Un  petit enfant est une personne qui nous rejoint pour cheminer avec nous. Nous l’avons dit lors du baptême d’Isaac tout à l’heure : sa place est désormais marquée dans l’Eglise et, quel que soit son chemin, elle restera marquée. Cela dit la révélation de Dieu qui rassemble les croyants en Eglise, dans une communauté fraternelle d’entraide, de bienveillance, d’accueil, d’ouverture.

Un petit enfant a besoin de nous, comme nous avons besoin de Dieu. Et, par ce petit enfant, sans doute Dieu nous dit-il qu’il a besoin de nous, lui aussi !

 

Bref, un petit enfant, cela nous dit que l’espérance nous est donnée comme un élan dans ce monde fragile, souvent obscur, parfois désespéré. Cela nous est dit dans la parole d’Esaïe qui se déploie à travers les siècles et se réalise en Jésus, promesse de paix. Cela nous est redit aujourd’hui par le baptême d’Isaac, promesse de joie – le nom d’Isaac signifie « il rit » : Yitschaq (יִצְחָק). Cela nous est dit sans cesse, tous les jours de nos vies, promesse d’espérance. Dieu est avec nous, joyeuse nouvelle !

 

Aujourd’hui, premier dimanche de l’avent, jour de fête. Jour où la présence du Seigneur avec nous, nous est renouvelée pour que nos vies, aujourd’hui, ici et maintenant, soient fête. Pour que, dans ce monde de finitude, nous puissions voir au-delà de tout ce qui peut décourager, vivre l’espérance et participer à son advenue, poser à notre tour des signes du règne de Dieu, déjà commencé, encore à venir.

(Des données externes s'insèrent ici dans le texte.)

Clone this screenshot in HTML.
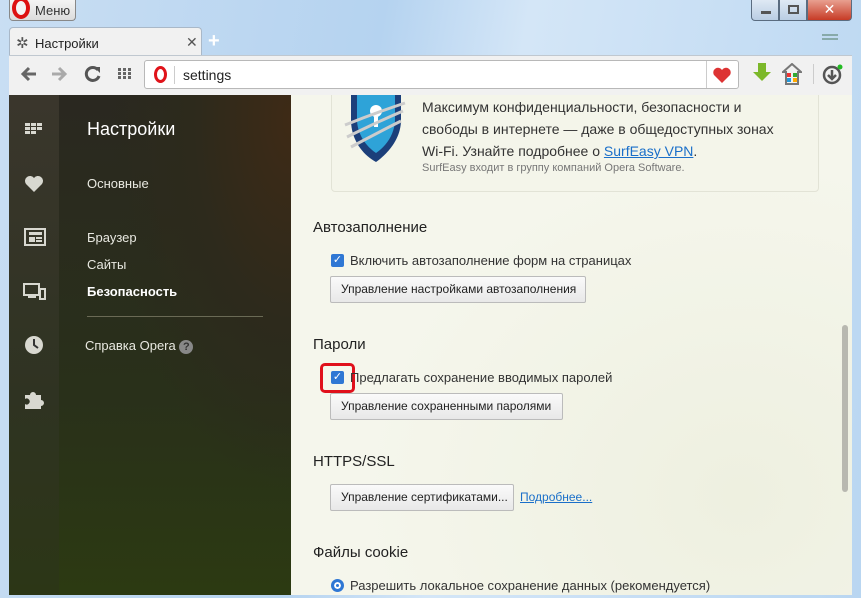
<!DOCTYPE html>
<html><head><meta charset="utf-8"><style>
*{margin:0;padding:0;box-sizing:border-box}
body{width:861px;height:598px;overflow:hidden;font-family:"Liberation Sans","DejaVu Sans",sans-serif;background:#bfd9f2;position:relative}
.abs{position:absolute}
.frame{left:0;top:0;width:861px;height:598px;background:linear-gradient(100deg,#c9def3 0%,#b5d3f0 40%,#d4e6f7 55%,#b9d6f1 100%)}
.menu{left:9px;top:0;width:67px;height:21px;background:linear-gradient(#f4f4f4,#dcdcdc);border:1px solid #888;border-top:none;border-radius:0 0 4px 4px;font-size:13px;color:#333}
.tab{left:9px;top:27px;width:193px;height:30px;background:#f1f1f1;border:1px solid #a9b8c8;border-bottom:none;border-radius:4px 4px 0 0;font-size:13px;color:#222}
.toolbar{left:9px;top:55px;width:843px;height:40px;background:#f1f1f1;border-top:1px solid #c0c8d0}
.addr{left:144px;top:60px;width:595px;height:29px;background:#fff;border:1px solid #b8b8b8;border-radius:3px}
.content{left:9px;top:95px;width:843px;height:500px;background:#f4f5ea;overflow:hidden}
.icons{left:0;top:0;width:50px;height:500px;background:linear-gradient(#3a362c,#2f3322 60%,#2c3616)}
.nav{left:50px;top:0;width:232px;height:500px;background:radial-gradient(ellipse at 100% 5%,#3e2a16 0%,#2d2a1c 30%,transparent 55%),linear-gradient(#2a2820,#29301a 60%,#2c3a12)}
.nav div{position:absolute;color:#e8e8e0;font-size:13px;white-space:nowrap}
.main{left:282px;top:0;width:561px;height:500px;background:radial-gradient(ellipse at 80% 80%,#eef0e0,#f5f6ec 60%)}
.h{font-size:15px;color:#222}
.t{font-size:13px;color:#333;white-space:nowrap}
.btn{background:linear-gradient(#fafafa,#e8e8e8);border:1px solid #bbb;border-radius:2px;font-size:12px;color:#222;padding:0 10px;line-height:25px;height:27px;white-space:nowrap;overflow:hidden}
.cb{width:13px;height:13px;background:#2f77d4;border-radius:2px;color:#fff;font-size:11px;line-height:13px;text-align:center;font-weight:bold}
.win{top:0;height:21px;border:1px solid #5a6c80;border-top:none}
</style></head><body>
<div class="abs frame"></div>
<div class="abs menu"><span class="abs" style="left:2px;top:-3px;width:18px;height:22px;border:4px solid #d11;border-radius:50%;background:#f4f4f4"></span><span class="abs" style="left:25px;top:3px">Меню</span></div>
<div class="abs win" style="left:751px;width:28px;background:linear-gradient(#dfe9f4,#b9cde3);border-radius:0 0 0 4px"><span class="abs" style="left:9px;top:11px;width:10px;height:3px;background:#555"></span></div>
<div class="abs win" style="left:779px;width:28px;background:linear-gradient(#dfe9f4,#b9cde3)"><span class="abs" style="left:8px;top:5px;width:11px;height:9px;border:2px solid #555"></span></div>
<div class="abs win" style="left:807px;width:45px;background:linear-gradient(#e8a090,#c73b26);border-radius:0 0 4px 0;color:#fff;font-weight:bold;font-size:14px;text-align:center;line-height:19px">✕</div>
<div class="abs tab"><span class="abs" style="left:6px;top:6px;font-size:15px;color:#555">✲</span><span class="abs" style="left:25px;top:8px">Настройки</span><span class="abs" style="left:176px;top:6px;color:#555;font-size:14px">✕</span></div>
<div class="abs" style="left:208px;top:30px;font-size:20px;color:#fff;font-weight:bold">+</div>
<div class="abs" style="left:822px;top:34px;width:16px;height:2px;background:#8aa;box-shadow:0 4px 0 #8aa"></div>
<div class="abs toolbar"></div>
<svg class="abs" style="left:20px;top:66px" width="18" height="16"><path d="M16 8H4M9 2 3 8l6 6" stroke="#666" stroke-width="3" fill="none"/></svg>
<svg class="abs" style="left:50px;top:66px" width="18" height="16"><path d="M2 8h12M9 2l6 6-6 6" stroke="#aaa" stroke-width="3" fill="none"/></svg>
<svg class="abs" style="left:84px;top:65px" width="18" height="18"><path d="M14 5A6.5 6.5 0 1 0 15 11" stroke="#555" stroke-width="3" fill="none"/><path d="M10 2h6v6z" fill="#555"/></svg>
<svg class="abs" style="left:118px;top:68px" width="14" height="12"><g fill="#666"><rect x="0" y="0" width="3" height="3"/><rect x="5" y="0" width="3" height="3"/><rect x="10" y="0" width="3" height="3"/><rect x="0" y="4" width="3" height="3"/><rect x="5" y="4" width="3" height="3"/><rect x="10" y="4" width="3" height="3"/><rect x="0" y="8" width="3" height="3"/><rect x="5" y="8" width="3" height="3"/><rect x="10" y="8" width="3" height="3"/></g></svg>
<div class="abs addr"><span class="abs" style="left:9px;top:5px;width:13px;height:17px;border:3px solid #e0131a;border-radius:50%"></span><span class="abs" style="left:29px;top:5px;width:1px;height:18px;background:#ccc"></span><span class="abs" style="left:38px;top:6px;font-size:14px;color:#222">settings</span><span class="abs" style="left:561px;top:0;width:1px;height:27px;background:#ccc"></span><svg class="abs" style="left:567px;top:6px" width="20" height="17"><path d="M10 16 2 8a4.5 4.5 0 0 1 8-5 4.5 4.5 0 0 1 8 5z" fill="#d33"/></svg></div>
<svg class="abs" style="left:752px;top:63px" width="20" height="22"><path d="M6 0h8v9h5l-9 9-9-9h5z" fill="#7cb82a"/></svg>
<svg class="abs" style="left:782px;top:63px" width="20" height="22"><path d="M10 1 1 9h3v12h12V9h3z" fill="none" stroke="#777" stroke-width="2"/><rect x="5" y="10" width="4" height="4" fill="#e33"/><rect x="11" y="10" width="4" height="4" fill="#3a3"/><rect x="5" y="15" width="4" height="4" fill="#29d"/><rect x="11" y="15" width="4" height="4" fill="#fa0"/></svg>
<div class="abs" style="left:813px;top:64px;width:1px;height:20px;background:#ccc"></div>
<svg class="abs" style="left:822px;top:63px" width="22" height="22"><circle cx="10" cy="12" r="8" fill="none" stroke="#555" stroke-width="2.5"/><path d="M10 7v8M6 12l4 4 4-4" stroke="#555" stroke-width="2.5" fill="none"/><circle cx="18" cy="4" r="2.5" fill="#2b2"/></svg>
<div class="abs content">
 <div class="abs icons">
  <svg class="abs" style="left:16px;top:28px" width="20" height="12"><g fill="#d8d8d0"><rect x="0" y="0" width="5" height="3"/><rect x="6" y="0" width="5" height="3"/><rect x="12" y="0" width="5" height="3"/><rect x="0" y="4" width="5" height="3"/><rect x="6" y="4" width="5" height="3"/><rect x="12" y="4" width="5" height="3"/><rect x="0" y="8" width="5" height="3"/><rect x="6" y="8" width="5" height="3"/></g></svg>
  <svg class="abs" style="left:15px;top:80px" width="20" height="18"><path d="M10 17 2 9a4.5 4.5 0 0 1 8-6 4.5 4.5 0 0 1 8 6z" fill="#d8d8d0"/></svg>
  <svg class="abs" style="left:15px;top:133px" width="22" height="18"><rect x="1" y="1" width="20" height="16" fill="none" stroke="#d8d8d0" stroke-width="2"/><rect x="5" y="4" width="13" height="3" fill="#d8d8d0"/><rect x="5" y="9" width="6" height="5" fill="#d8d8d0"/><rect x="12" y="9" width="6" height="2" fill="#d8d8d0"/><rect x="12" y="12" width="6" height="2" fill="#d8d8d0"/></svg>
  <svg class="abs" style="left:14px;top:188px" width="24" height="18"><rect x="1" y="1" width="15" height="11" fill="none" stroke="#d8d8d0" stroke-width="2"/><rect x="5" y="13" width="8" height="2" fill="#d8d8d0"/><rect x="17" y="6" width="5" height="10" fill="none" stroke="#d8d8d0" stroke-width="2"/></svg>
  <svg class="abs" style="left:15px;top:240px" width="20" height="20"><circle cx="10" cy="10" r="9" fill="#d8d8d0"/><path d="M10 4v6l4 3" stroke="#333" stroke-width="2" fill="none"/></svg>
  <svg class="abs" style="left:14px;top:293px" width="22" height="22"><path d="M2 7h5a3 3 0 1 1 6 0h5v5a3 3 0 1 1 0 6v3H2v-5a3 3 0 1 0 0-5z" fill="#d8d8d0"/></svg>
 </div>
 <div class="abs nav">
  <div style="left:28px;top:24px;font-size:18px;color:#fff">Настройки</div>
  <div style="left:28px;top:81px">Основные</div>
  <div style="left:28px;top:135px">Браузер</div>
  <div style="left:28px;top:162px">Сайты</div>
  <div style="left:28px;top:189px;font-weight:bold;color:#fff">Безопасность</div>
  <div style="left:28px;top:221px;width:176px;height:1px;background:#6a6a55"></div>
  <div style="left:26px;top:243px">Справка Opera <span style="display:inline-block;width:14px;height:14px;border-radius:50%;background:#888;color:#333;font-size:11px;text-align:center;line-height:14px;font-weight:bold">?</span></div>
 </div>
 <div class="abs main">
  <div class="abs" style="left:40px;top:-5px;width:488px;height:102px;border:1px solid #e2e3d6;border-radius:4px;background:#f4f5ea"></div>
  <svg class="abs" style="left:52px;top:0" width="64" height="72"><path d="M8 0h50v25c0 20-15 35-25 42C20 60 8 45 8 25z" fill="#1c3f7a"/><path d="M14 0h38v24c0 16-10 28-19 34C24 52 14 40 14 24z" fill="#2ea3d8"/><circle cx="33" cy="16" r="6" fill="#fff"/><rect x="31" y="18" width="4" height="14" fill="#fff"/><path d="M2 30q30-12 60-22M4 42q28-14 56-26M8 52q26-14 50-26" stroke="#ccc" stroke-width="3" fill="none"/></svg>
  <div class="abs t" style="left:131px;top:1px;font-size:14px;line-height:22px">Максимум конфиденциальности, безопасности и<br>свободы в интернете — даже в общедоступных зонах<br>Wi-Fi. Узнайте подробнее о <span style="color:#1a6fc9;text-decoration:underline">SurfEasy VPN</span>.</div>
  <div class="abs" style="left:131px;top:67px;font-size:11px;color:#777">SurfEasy входит в группу компаний Opera Software.</div>
  <div class="abs h" style="left:22px;top:124px">Автозаполнение</div>
  <div class="abs cb" style="left:40px;top:159px">✓</div>
  <div class="abs t" style="left:59px;top:158px">Включить автозаполнение форм на страницах</div>
  <div class="abs btn" style="left:39px;top:181px;width:256px">Управление настройками автозаполнения</div>
  <div class="abs h" style="left:22px;top:241px">Пароли</div>
  <div class="abs cb" style="left:40px;top:276px">✓</div>
  <div class="abs" style="left:29px;top:268px;width:35px;height:30px;border:3px solid #e0101c;border-radius:5px"></div>
  <div class="abs t" style="left:59px;top:275px">Предлагать сохранение вводимых паролей</div>
  <div class="abs btn" style="left:39px;top:298px;width:233px">Управление сохраненными паролями</div>
  <div class="abs h" style="left:22px;top:358px">HTTPS/SSL</div>
  <div class="abs btn" style="left:39px;top:389px;width:184px">Управление сертификатами...</div>
  <div class="abs t" style="left:229px;top:395px;font-size:12px;color:#1a6fc9;text-decoration:underline">Подробнее...</div>
  <div class="abs h" style="left:22px;top:449px">Файлы cookie</div>
  <div class="abs" style="left:40px;top:484px;width:13px;height:13px;border-radius:50%;background:#2f77d4;border:3px solid #2f77d4;box-shadow:inset 0 0 0 2px #fff"></div>
  <div class="abs t" style="left:59px;top:483px">Разрешить локальное сохранение данных (рекомендуется)</div>
  <div class="abs" style="left:551px;top:230px;width:6px;height:167px;background:#b8b8b0;border-radius:3px"></div>
 </div>
</div>
</body></html>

Fête où nous sommes nous-mêmes les signes dont ce monde a besoin : enfants de Dieu, avec lui dans la confiance et l’espérance, témoins de sa grâce. Dieu est avec nous, pour que nous soyons nous avec Dieu, et ainsi nous avec les autres, ouverts, accueillants, libres… Comme des petits enfants, signes de la présence de Dieu dans ce monde !

Amen.

 

[1] Pour certains historiens, il s’agirait plutôt de l’annonce de la naissance d’un fils du prophète Esaïe, doté d’un nom symbolique comme d’autres de ses fils (voir Esaïe 8, 18 : « moi-même et les enfants que le Seigneur m’a donné, nous sommes des signes et des présages en Israël de la part du Seigneur »). Cela ne change pas le sens de ce signe.